A menudo da la sensación de que cada vez que abre un nuevo museo o fundación el mapa del arte da un vuelco o, al menos, un respingo. Pasó en 2014 con Moscú, cuando la apertura de Garage auguraba un renacer de esta ciudad que desde 2008 había caído en el olvido. Pero la cosa nunca funcionó, en gran parte porque las grandes fortunas rusas están fuera del país. Volvió a pasar en 2017 con Dubái. Empezó a hablarse de ella como la nueva meca del arte, cuando llegó el Louvre de Abu Dabi, sumado a las ferias, bienales y galerías que apostaban por la cultura frente al petróleo, aunque en realidad la ciudad funciona más como una suerte de Disney para adultos que como pulmón cultural. Desde hace años, también Hong Kong es un poco como Silicon Valley: un pequeño rincón del mundo en el que todos ponen los ojos, aunque su espiral positiva arrastra solo dinero y no una escena.
Pensar que hay un centro que lo orquesta todo se ha quedado antiguo. ¿Y si ese nuevo centro fuera la nube?

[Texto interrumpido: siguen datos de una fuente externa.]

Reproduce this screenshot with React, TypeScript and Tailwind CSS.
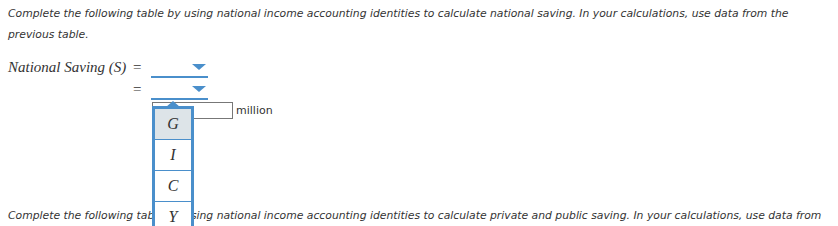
import { useState } from "react"

const sans = { fontFamily: '"DejaVu Sans", Verdana, sans-serif' }
const serif = { fontFamily: '"Liberation Serif", "Times New Roman", serif' }

function Dropdown() {
  return (
    <div className="relative h-[20px] w-[57px] border-b-2 border-[#4a8fcb]">
      <span className="absolute right-[2px] top-[6px] h-0 w-0 border-x-[7px] border-t-[6px] border-x-transparent border-t-[#4a8fcb]" />
    </div>
  )
}

export default function App() {
  const [options] = useState(["G", "I", "C", "Y"])
  return (
    <div className="h-[226px] w-[838px] overflow-hidden bg-white text-[#333]">
      <div className="px-2 pt-[3px]">
        <p className="text-[10.8px] italic leading-[21px]" style={sans}>
          Complete the following table by using national income accounting identities to calculate national saving. In your calculations, use data from the
          <br />
          previous table.
        </p>

        <div className="mt-[11px] grid grid-cols-[117px_max-content] items-end" style={serif}>
          <div className="whitespace-nowrap text-[15px] italic leading-[22px]">National Saving (S)</div>
          <div className="flex items-end gap-[10px] pl-[8px]">
            <span className="text-[15px] leading-[22px]">=</span>
            <Dropdown />
          </div>
          <div />
          <div className="flex items-end gap-[10px] pl-[8px]">
            <span className="text-[15px] leading-[22px]">=</span>
            <Dropdown />
          </div>
          <div />
          <div className="mt-[2px] flex h-[17px] items-center pl-[27px]">
            <div className="relative">
              <div className="h-[17px] w-[81px] border border-[#777] bg-white" />
              <div className="absolute left-0 top-[4px] z-10 w-[42px]">
                <span className="absolute left-[14px] top-[-5px] h-0 w-0 border-x-[7px] border-b-[6px] border-x-transparent border-b-[#4a8fcb]" />
                <ul className="border-x-[3px] border-t-[3px] border-[#4a8fcb] bg-white">
                  {options.map((o, i) => (
                    <li
                      key={o}
                      className={`flex h-[31px] items-center justify-center border-b border-[#4a8fcb] text-[16px] italic ${i === 0 ? "bg-[#dde4e8]" : ""}`}
                    >
                      {o}
                    </li>
                  ))}
                </ul>
              </div>
            </div>
            <span className="ml-[3px] text-[11px] leading-[17px]" style={sans}>
              million
            </span>
          </div>
        </div>

        <p className="mt-[86px] text-[10.8px] italic leading-[21px]" style={sans}>
          Complete the following table by using national income accounting identities to calculate private and public saving. In your calculations, use data from
        </p>
      </div>
    </div>
  )
}
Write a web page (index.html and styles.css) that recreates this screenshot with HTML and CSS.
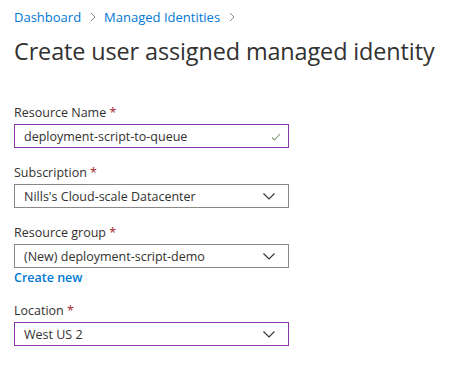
FILE: index.html
```html
<!DOCTYPE html>
<html>
<head>
<meta charset="utf-8">
<link rel="stylesheet" href="styles.css">
</head>
<body>
<div class="page">
  <nav class="crumbs">
    <a class="crumb">Dashboard</a>
    <svg class="sep" width="6" height="10" viewBox="0 0 6 10"><path d="M1 1 L5 5 L1 9" fill="none" stroke="#8a8886" stroke-width="1"/></svg>
    <a class="crumb">Managed Identities</a>
    <svg class="sep" width="6" height="10" viewBox="0 0 6 10"><path d="M1 1 L5 5 L1 9" fill="none" stroke="#8a8886" stroke-width="1"/></svg>
  </nav>
  <h1 class="title">Create user assigned managed identity</h1>

  <div class="form">
    <div class="field">
      <label class="label">Resource Name <span class="req">*</span></label>
      <div class="box box-focus">
        <span class="value">deployment-script-to-queue</span>
        <svg class="check" width="10" height="8" viewBox="0 0 10 8"><path d="M1 4.5 L3.5 7 L9 1" fill="none" stroke="#7a9a6c" stroke-width="1.1"/></svg>
      </div>
    </div>

    <div class="field">
      <label class="label">Subscription <span class="req">*</span></label>
      <div class="box">
        <span class="value">Nills's Cloud-scale Datacenter</span>
        <svg class="chev" width="12" height="7" viewBox="0 0 12 7"><path d="M0.5 0.5 L6 6 L11.5 0.5" fill="none" stroke="#323130" stroke-width="1.1"/></svg>
      </div>
    </div>

    <div class="field field-link">
      <label class="label">Resource group <span class="req">*</span></label>
      <div class="box">
        <span class="value">(New) deployment-script-demo</span>
        <svg class="chev" width="12" height="7" viewBox="0 0 12 7"><path d="M0.5 0.5 L6 6 L11.5 0.5" fill="none" stroke="#323130" stroke-width="1.1"/></svg>
      </div>
      <a class="create">Create new</a>
    </div>

    <div class="field">
      <label class="label">Location <span class="req">*</span></label>
      <div class="box box-focus">
        <span class="value">West US 2</span>
        <svg class="chev" width="12" height="7" viewBox="0 0 12 7"><path d="M0.5 0.5 L6 6 L11.5 0.5" fill="none" stroke="#323130" stroke-width="1.1"/></svg>
      </div>
    </div>
  </div>
</div>
</body>
</html>
```

FILE: styles.css
```css
html, body {
  margin: 0;
  padding: 0;
  background: #ffffff;
}
body {
  font-family: "Open Sans", "Noto Sans", sans-serif;
  color: #323130;
}
.page {
  padding: 8px 0 0 14px;
}
.crumbs {
  display: flex;
  align-items: center;
  height: 18px;
  font-size: 13px;
}
.crumb {
  color: #0078d4;
}
.sep {
  margin: 0 8px 0 9px;
}
.title {
  margin: 10px 0 0 0;
  font-size: 23.4px;
  font-weight: 400;
  line-height: 30px;
  color: #323130;
  letter-spacing: -0.1px;
}
.form {
  margin-top: 38px;
  width: 275px;
  display: flex;
  flex-direction: column;
  gap: 16px;
}
.field {
  display: flex;
  flex-direction: column;
}
.label {
  font-size: 12.5px;
  line-height: 17px;
  height: 17px;
  margin-bottom: 3px;
  font-weight: 400;
  color: #323130;
}
.req {
  color: #a4262c;
}
.box {
  box-sizing: border-box;
  height: 24px;
  border: 1px solid #8a8886;
  display: flex;
  align-items: center;
  padding: 0 12px 0 9px;
  font-size: 12.5px;
}
.box-focus {
  border-color: #8a36a8;
}
.value {
  flex: 1;
  white-space: nowrap;
  color: #323130;
}
.check {
  margin-right: -5px;
  margin-top: 1px;
}
.chev {
  margin-right: 1px;
}
.create {
  color: #0078d4;
  font-size: 12.5px;
  font-weight: 600;
  line-height: 17px;
  margin-top: 1px;
}
```
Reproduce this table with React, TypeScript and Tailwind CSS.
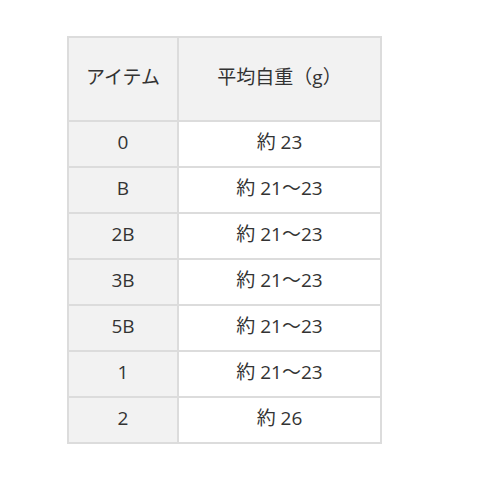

También Londres se ha ido escurriendo del mapa de las grandes capitales del arte desde que el Brexit entró en vigor, rebajando mucho el pulso que llegó a tener la ciudad cuando en 2012 llegó la feria Frieze y revolucionó una escena frenética que contaba ya con el museo de arte moderno más visitado del mundo, la Tate Modern, y las grandes casas de subastas. El Reino Unido siempre ha sido el gran ojo de Europa. Desde hace meses, galerías como David Zwirner y White Cube han abierto sede en París. Lo que se prevé es una bicapitalidad Londres-París, o que París asuma, de nuevo, ese rol histórico que siempre tuvo, solo arrebatado por Nueva York en los cincuenta. La apertura del próximo museo de la colección de François Pinault, aplazada ahora a 2021, refuerza esa idea, aunque cabe preguntarse qué entendemos hoy por capital del arte en un mundo global cada vez más descentralizado. Pensar que solo hay un centro que lo orquesta todo se ha quedado tan antiguo como esquivar el nuevo auge del viaje virtual. ¿No será la nube la gran capital cultural?